Pays le plus peuplé de la planète avec plus de 1,3 milliard d'habitants, la Chine a toutefois un revenu par tête qui reste dix fois inférieur à celui du Japon.

«Si la richesse de certaines zones approche celles des pays développés, d'autres régions connaissent encore les problèmes des pays en voie de développement», souligne M. Huchet qui ajoute que la Chine est très en retard sur le Japon si l'on prend en compte des facteurs de développement humain comme l'accès à l'éducation.

Le rang de deuxième économie de la planète derrière les États-Unis «est une étape symbolique. Personne n'avait pensé que les choses iraient aussi vite.

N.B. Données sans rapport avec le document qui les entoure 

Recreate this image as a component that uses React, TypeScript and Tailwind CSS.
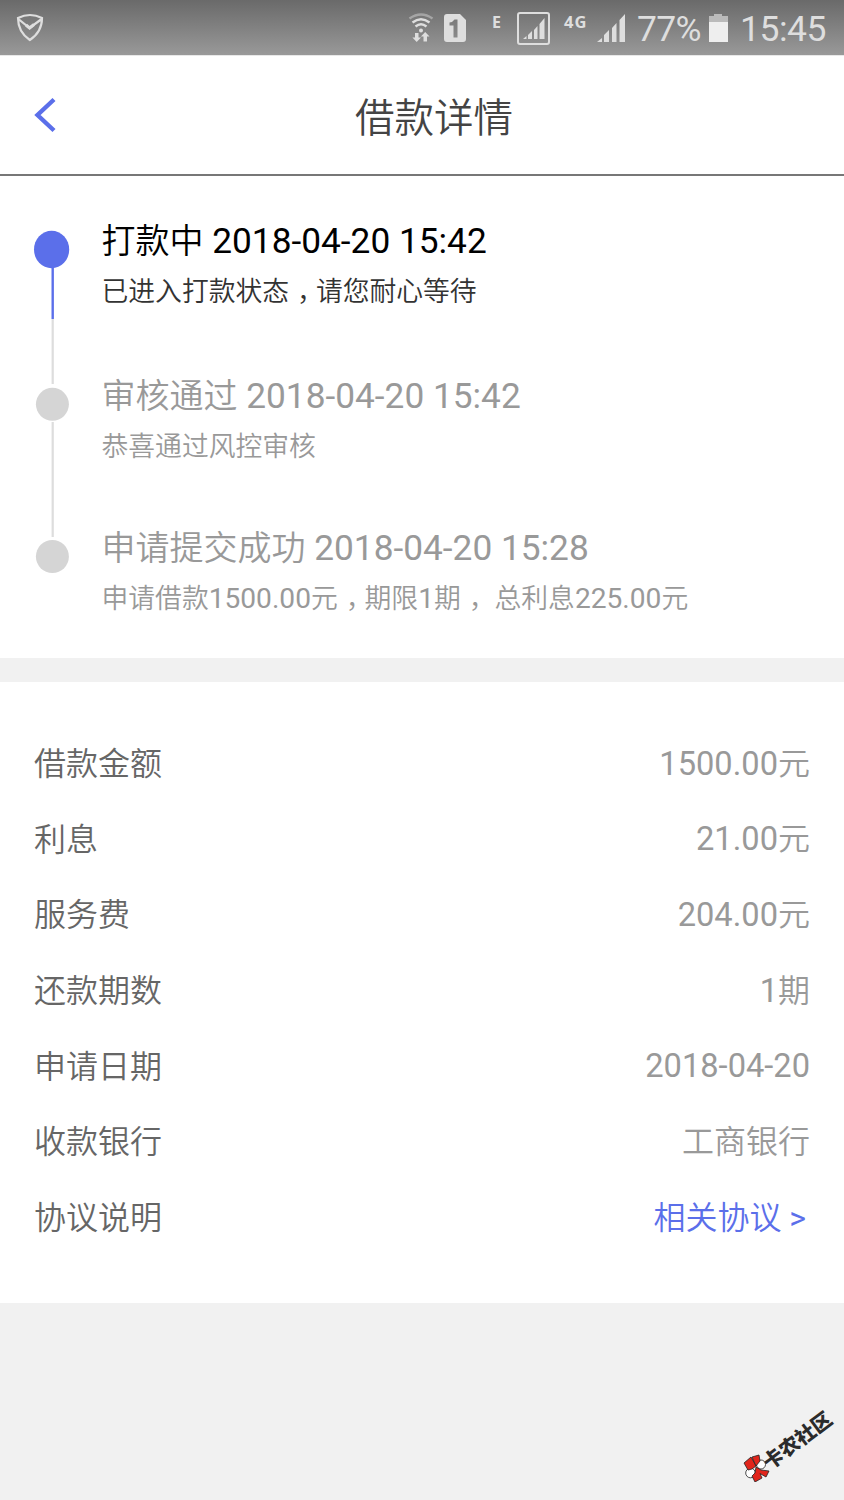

La place de la Chine dans l'économie mondiale est telle que les autres pays doivent s'adapter à cette situation, d'autant que la Chine est différente, par son système politique mais aussi économique», souligne Chen Xingdong, économiste chez BNP Paribas à Pékin.

Les règles internationales, notamment à l'Organisation mondiale du commerce (OMC), ne s'imposent pas toujours à Pékin, relève cet analyste.

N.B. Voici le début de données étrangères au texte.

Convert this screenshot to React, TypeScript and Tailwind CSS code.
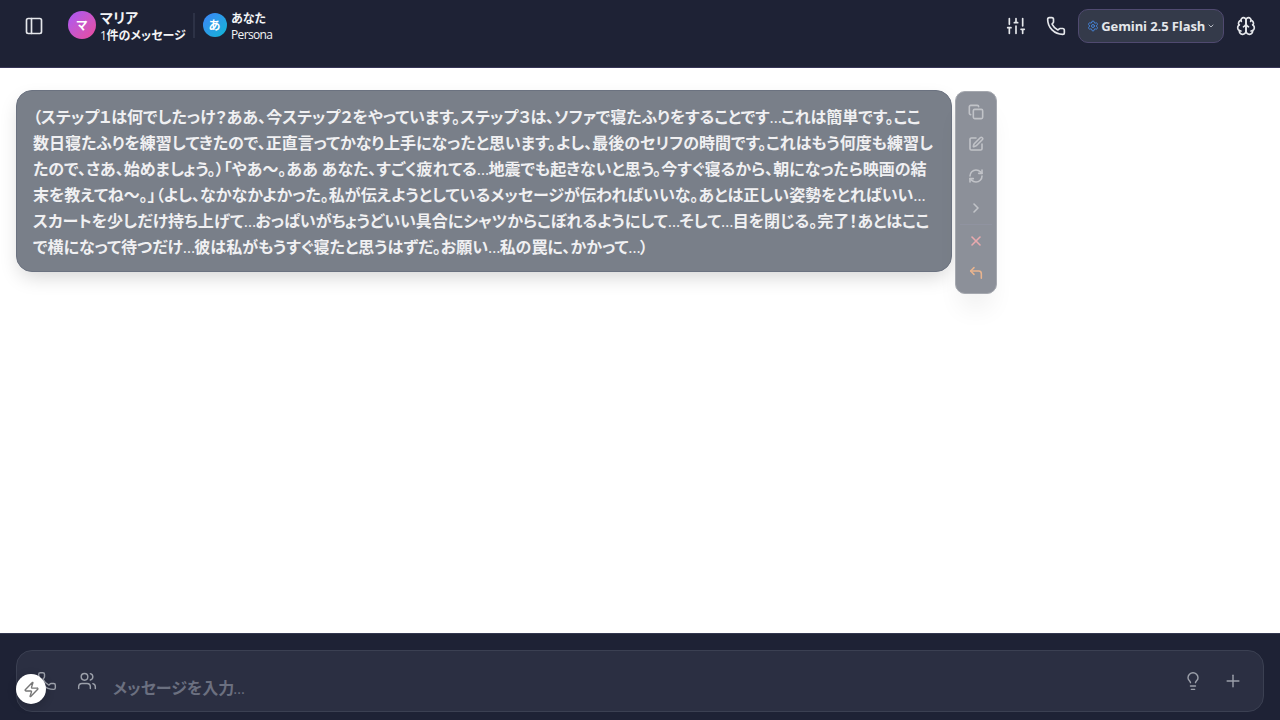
import { Fragment } from "react";
import {
  ChevronDown, ChevronRight, Copy, CornerUpLeft, Lightbulb, PanelLeft, Phone, Plus,
  RefreshCw, Settings, SquarePen, Users, X, Zap,
} from "lucide-react";

const lines = [
  "（ステップ１は何でしたっけ？ああ、今ステップ２をやっています。ステップ３は、ソファで寝たふりをすることです…これは簡単です。ここ",
  "数日寝たふりを練習してきたので、正直言ってかなり上手になったと思います。よし、最後のセリフの時間です。これはもう何度も練習し",
  "たので、さあ、始めましょう。）「やあ～。ああ あなた、すごく疲れてる…地震でも起きないと思う。今すぐ寝るから、朝になったら映画の結",
  "末を教えてね～。」（よし、なかなかよかった。私が伝えようとしているメッセージが伝わればいいな。あとは正しい姿勢をとればいい…",
  "スカートを少しだけ持ち上げて…おっぱいがちょうどいい具合にシャツからこぼれるようにして…そして…目を閉じる。完了！あとはここ",
  "で横になって待つだけ…彼は私がもうすぐ寝たと思うはずだ。お願い…私の罠に、かかって…）",
];

function Line({ text }: { text: string }) {
  const parts = text.split("…");
  return (
    <span className="block h-[26px] whitespace-nowrap">
      {parts.map((part, i) => (
        <Fragment key={i}>
          {i > 0 && <span className="font-['Open_Sans',sans-serif] leading-none font-normal tracking-[-0.9px]">…</span>}
          {part}
        </Fragment>
      ))}
    </span>
  );
}

function Sliders({ className }: { className: string }) {
  return (
    <svg className={className} viewBox="0 0 24 24" fill="none" stroke="currentColor" strokeWidth="2" strokeLinecap="round" strokeLinejoin="round">
      <path d="M4 21v-7M4 10V3M12 21v-9M12 8V3M20 21v-5M20 12V3M2 14h4M10 8h4M18 16h4" />
    </svg>
  );
}

function BrainIcon({ className }: { className: string }) {
  return (
    <svg className={className} viewBox="0 0 24 24" fill="none" stroke="currentColor" strokeWidth="2" strokeLinecap="round" strokeLinejoin="round">
      <path d="M12 5a3 3 0 1 0-5.997.125 4 4 0 0 0-2.526 5.77 4 4 0 0 0 .556 6.588A4 4 0 1 0 12 18Z" />
      <path d="M12 5a3 3 0 1 1 5.997.125 4 4 0 0 1 2.526 5.77 4 4 0 0 1-.556 6.588A4 4 0 1 1 12 18Z" />
      <path d="M15 13a4.5 4.5 0 0 1-3-4 4.5 4.5 0 0 1-3 4" />
      <path d="M17.599 6.5a3 3 0 0 0 .399-1.375M6.003 5.125A3 3 0 0 0 6.401 6.5M3.477 10.896a4 4 0 0 1 .585-.396M19.938 10.5a4 4 0 0 1 .585.396M6 18a4 4 0 0 1-1.967-.516M19.967 17.484A4 4 0 0 1 18 18" />
    </svg>
  );
}

export default function App() {
  return (
    <div className="flex h-[720px] w-[1280px] flex-col overflow-hidden bg-white font-['Noto_Sans_CJK_JP',sans-serif] [font-feature-settings:'palt']">
      <header className="flex h-[68px] shrink-0 items-start justify-between border-b border-[#383657] bg-[#1e2235] px-6 text-gray-100">
        <div className="flex items-start">
          <PanelLeft className="mt-[15.5px] size-5 text-gray-200" />
          <div className="mt-[11px] ml-6 flex size-7 items-center justify-center rounded-full bg-linear-to-br from-[#a855f7] to-[#ec4899] text-xs font-bold text-white">マ</div>
          <div className="mt-[9px] ml-1 flex h-9 w-[93px] flex-col whitespace-nowrap">
            <span className="-mt-px h-[20px] text-[14px] leading-[18px] font-bold">マリア</span>
            <span className="text-[12px] leading-[18px] font-bold"><span className="font-['Open_Sans',sans-serif] font-normal tracking-[-0.3px]">1</span>件のメッセージ</span>
          </div>
          <div className="mt-[13px] h-[25px] w-[2px] bg-[#2d3246]" />
          <div className="mt-[13px] ml-[7.5px] flex size-6 items-center justify-center rounded-full bg-linear-to-br from-[#3b82f6] to-[#06b6d4] text-xs font-bold text-white">あ</div>
          <div className="mt-[10px] ml-[4.5px] flex flex-col whitespace-nowrap">
            <span className="text-[12px] leading-[16px] font-bold">あなた</span>
            <span className="font-['Open_Sans',sans-serif] text-[12px] leading-[18px] tracking-[-0.65px]">Persona</span>
          </div>
        </div>
        <div className="flex h-[51px] items-center text-gray-200">
          <Sliders className="mr-5 size-5" />
          <Phone className="mr-3 size-5" />
          <button className="mr-3 flex h-[34px] w-[146px] items-center rounded-[10px] border border-[#504a70] bg-[#343a4a] pl-2">
            <Settings className="mr-[1.5px] size-3 shrink-0 text-[#4584d8]" />
            <span className="w-[105.5px] shrink-0 pt-[2px] font-['Open_Sans',sans-serif] text-[13px] font-bold tracking-[-0.1px] whitespace-nowrap">Gemini 2.5 Flash</span>
            <ChevronDown className="ml-[1px] size-2 shrink-0 text-gray-300" strokeWidth={2.5} />
          </button>
          <BrainIcon className="size-5" />
        </div>
      </header>
      <main className="flex min-h-0 flex-1 items-start pt-[22px] pl-4">
        <article className="h-[182px] w-[936px] shrink-0 rounded-2xl border border-[#6b7280] bg-[#797f89] px-4 py-3 text-[16px] leading-[26px] font-bold text-[#f0f0f2] shadow-[0_8px_20px_-4px_rgba(0,0,0,0.18)]">
          {lines.map((line) => <Line key={line} text={line} />)}
        </article>
        <aside className="mt-px ml-[3px] flex h-[203px] w-[42px] flex-col items-center rounded-[10px] border border-[#a5a8af] bg-[#8c9099] pt-[12px] text-[#c1c3c8] shadow-[0_20px_25px_-5px_rgba(0,0,0,0.06)]">
          <Copy className="size-4" strokeWidth={2.4} />
          <SquarePen className="mt-4 size-4" strokeWidth={2.4} />
          <RefreshCw className="mt-4 size-4" strokeWidth={2.4} />
          <ChevronRight className="mt-4 size-4" strokeWidth={2.4} />
          <div className="mt-2 h-px w-8 bg-[#9093a0]" />
          <X className="mt-2 size-4 text-[#e9a9ae]" strokeWidth={2.3} />
          <CornerUpLeft className="mt-4 size-4 text-[#e9b48e]" strokeWidth={2.3} />
        </aside>
      </main>
      <footer className="relative h-[87px] shrink-0 border-t border-[#343850] bg-[#1e2235] px-4 pt-4">
        <div className="flex h-[62px] items-start rounded-2xl border border-[#3b4052] bg-[#2b2f42] pt-5 pr-5 pl-5 text-[#9ca0aa]">
          <Phone className="size-5" strokeWidth={1.7} />
          <Users className="ml-5 size-5" strokeWidth={1.7} />
          <span className="mt-[4px] ml-4 flex-1 text-[16px] leading-6 font-bold text-[#6b7080]">メッセージを入力<span className="-ml-px font-['Open_Sans',sans-serif] text-[15px] leading-none font-normal">…</span></span>
          <Lightbulb className="mr-5 size-5" strokeWidth={1.7} />
          <Plus className="size-5" strokeWidth={1.7} />
        </div>
        <button className="absolute top-[40px] left-4 flex size-[30px] items-center justify-center rounded-full bg-white text-[#777] shadow-[0_2px_10px_rgba(0,0,0,0.2)]">
          <Zap className="size-[17px]" />
        </button>
      </footer>
    </div>
  );
}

«Les entreprises chinoises, qui reçoivent leurs crédits des banques d'État, peuvent par exemple toutes être considérées comme directement ou indirectement subventionnées», selon M. Chen.

Le rôle de l'État reste en effet prédominant, que ce soit pour déterminer le taux de change de la monnaie, orienter les investissements et fixer la stratégie des grandes entreprises, dont la grande majorité lui appartient.

Alors que le gouvernement chinois dispose d'un trésor de guerre de plus de 2.800 milliards de dollars de réserves de change et que ses décisions pèsent comme jamais auparavant sur les économies des pays riches, il est confronté à toute une série de déséquilibres difficiles à corriger sur le plan intérieur.

«La croissance est actuellement essentiellement tirée par les investissements et les exportations, ce qui engendre parfois des surcapacités et de la spéculation», relève M. Huchet.

Le gouvernement est aussi aux prises avec une inflation qui s'accélère.

«Les tensions sociales sont beaucoup plus vives qu'il y a cinq ans», selon Andy Xie, un économiste indépendant basé à Shanghai.

D'après lui, la question n'est pas seulement que les bénéfices de la croissance sont inégalement répartis, mais aussi que la situation se dégrade pour certains comme «les 200 millions de migrants qui ont travaillé dur pour placer un peu d'économies à la banque dont la valeur diminue rapidement» à cause de l'inflation.

«N'oubliez pas que les Chinois sont des épargnants, pas des emprunteurs», souligne M. Xie.

«Les bons chiffres économiques sont une chose, mais l'essentiel est que le gouvernement laisse la population profiter de la croissance», estime aussi Zhang Haochuan, un économiste du centre de recherche sur le Japon de l'université Fudan à Shanghai.